Hey guys, I think you missed a good theory that Mark pointed out in comment 6. Note the crash happens after sending a message to the bus. There are dbus apis for construction messages that are variadic and easy to screw up. If you don't terminate them properly, for instance, you could hose your stack and end up with a random crash shortly after triggered by some unrelated action that uses the stack. Is there any C glue code in anaconda that uses dbus?
Actually, looking closer, Mark, are you sure fd 18 is dbus? Looking at the trace, 7 seems to be the bus connection. The stuff going over the wire for 18 doesn't match the bus wireformat and libdbus doesn't ever pass 4 io_vec's to it's writev calls. Would be useful to see what fd 18 is.

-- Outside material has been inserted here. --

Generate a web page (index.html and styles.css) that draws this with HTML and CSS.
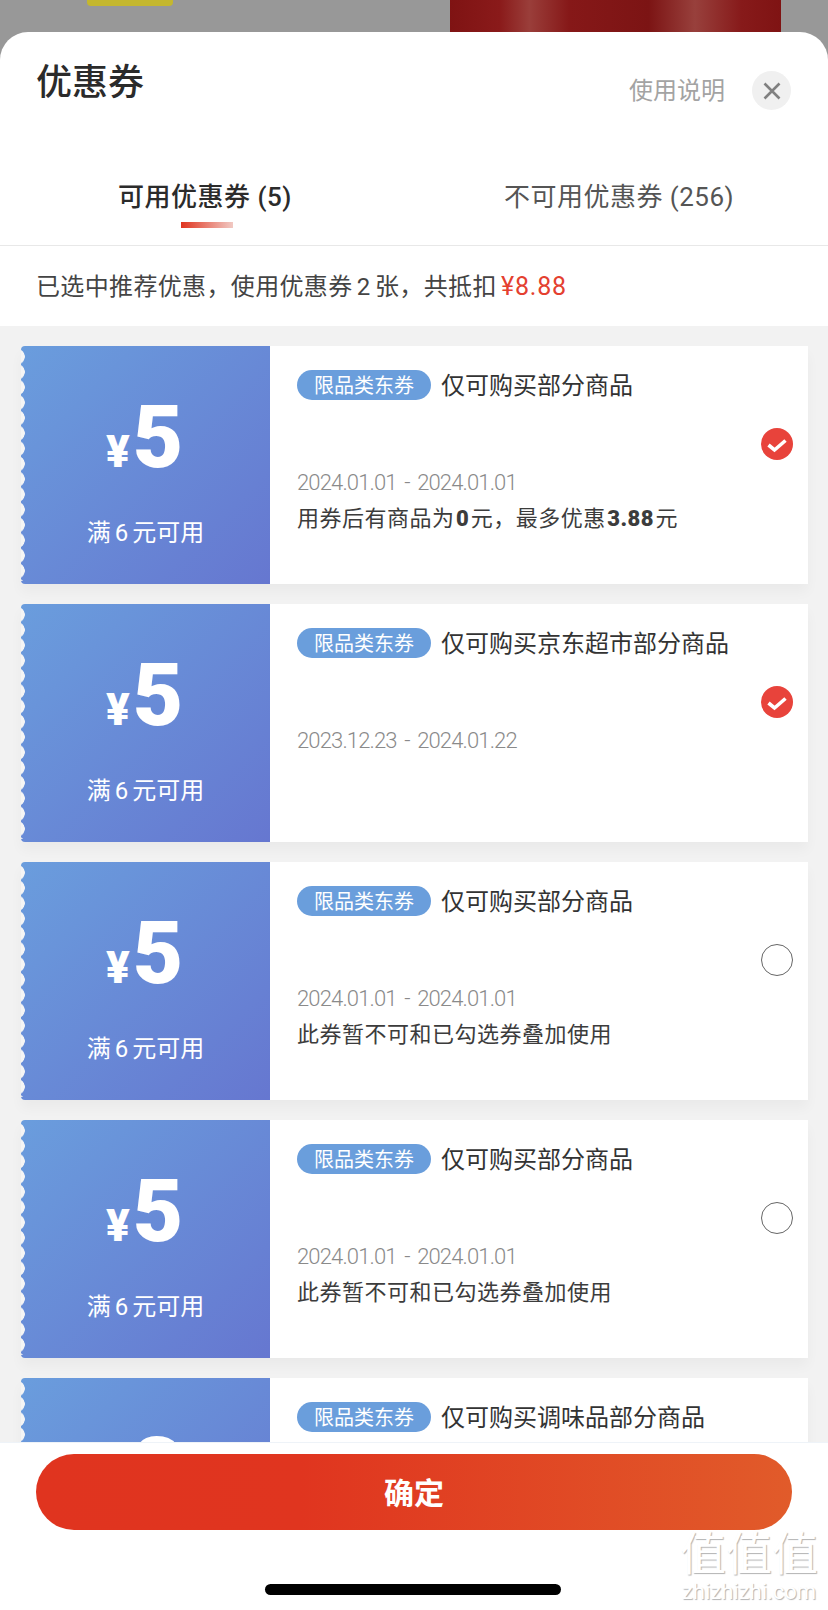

it seems unlikely to me that this is dbus related, given comment #11 (which references comment #9). Also, there's nothing going on when moving to the timezone screen that involves dbus. The only dbus-aware parts of anaconda are the networking and disk discovery code.
Still, much more likely some memory corruption or something than bug-in-GtkCheckButton
Strangely, we are not seeing this bug in Rawhide trees composed after our initial Alpha freeze. Whether this is due to the package set, the composition location, or some transient problem I do not know. However, since it looks like we are going to move the alpha on to a tree without this bug, I'm going to go ahead and close it as RAWHIDE. If we do continue to see it in more nightly trees, I guess we can go back to panicking.